1. Reassess your reporting scope
- Determine whether your organisation remains within the updated CSRD scope
2. Review your materiality assessment
- Use appendices for detailed data
- Streamline your report’s narrative structure
4. Monitor developments and submit feedback
- Participate in the consultation process (open until 29 September 2025)
5. Align with global standards
- Ensure compatibility with IFRS S1/S2
- Understand how the draft Taxonomy Delegated Act and other delegated acts may impact disclosure obligations
A turning point in corporate sustainability
The introduction of the revised ESRS, as part of the Omnibus CSRD, marks a turning point in the evolution of corporate sustainability reporting. By simplifying disclosures, reducing unnecessary complexity, and improving global alignment, these reforms aim to make ESG reporting more effective, actionable, and accessible. Companies that adapt quickly will be ahead in meeting new legislation and shaping the next page of sustainability reporting across the EU.
As the first companies prepare for implementation in the next fiscal year, and others assess whether their size keeps them in or out of scope, the focus should remain on producing high-quality, meaningful sustainability information. Environmental issues are no longer a peripheral concern – they are central to business strategy, stakeholder expectations, and long-term value creation.

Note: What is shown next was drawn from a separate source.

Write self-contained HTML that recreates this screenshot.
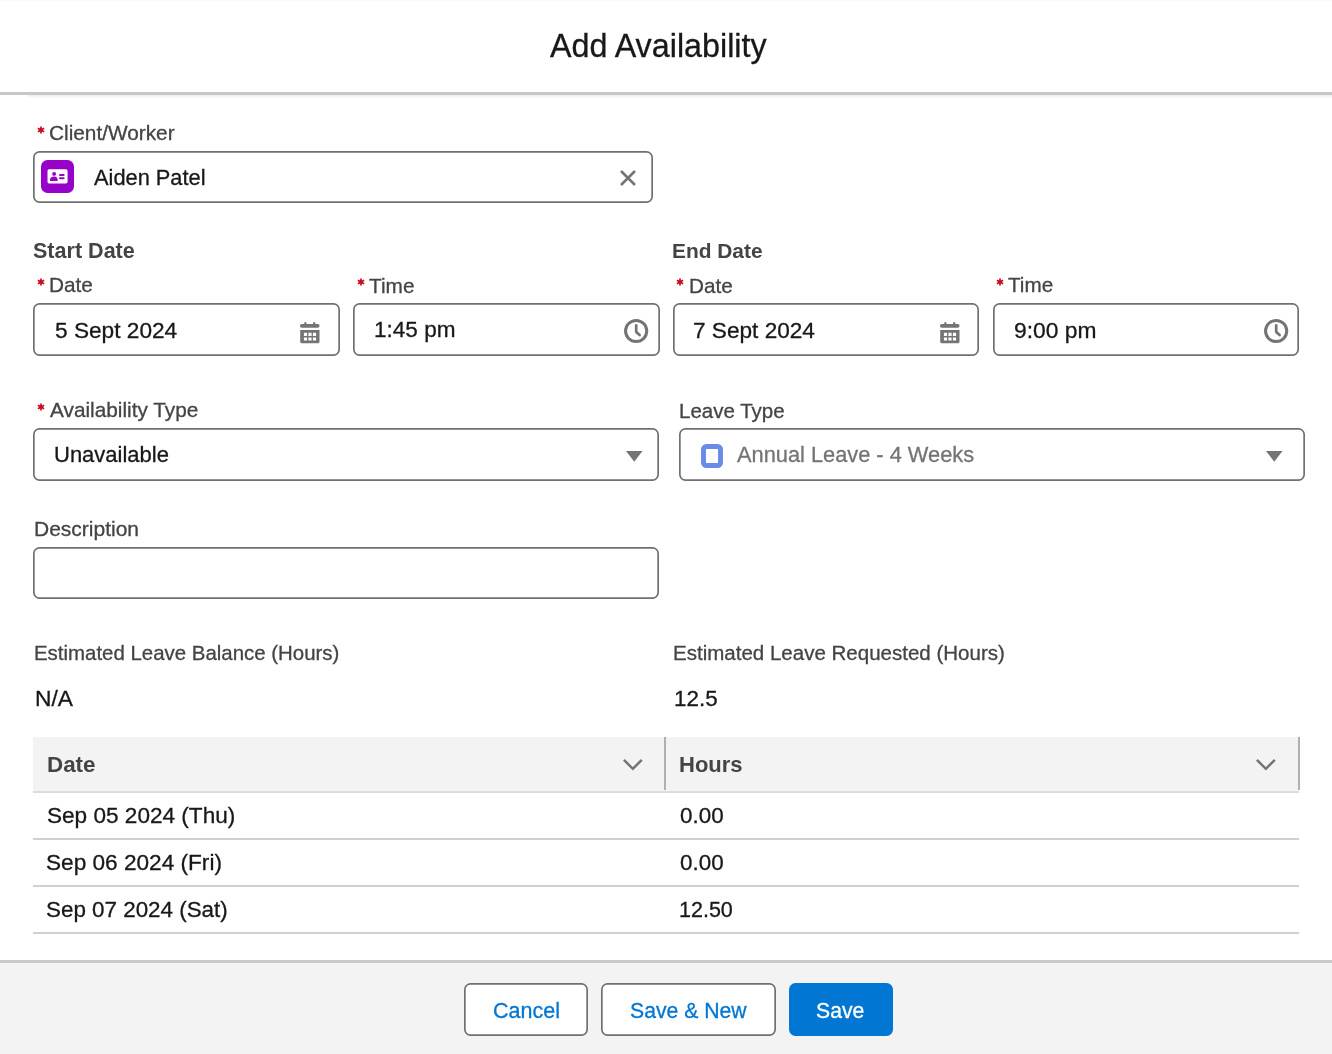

With the Corporate Sustainability Reporting Directive now firmly in motion and consultation underway, businesses have a vital opportunity to influence how sustainability reporting will evolve in Europe. The final implementation of ESRS will also depend on how each Member State transposes the directive into National law, making it essential for companies, especially any EU subsidiary or EU parent companies of international groups, to stay informed and engaged at both the EU and country levels. This includes not just large companies, but also smaller companies that may be indirectly affected through their business relationships or market participation.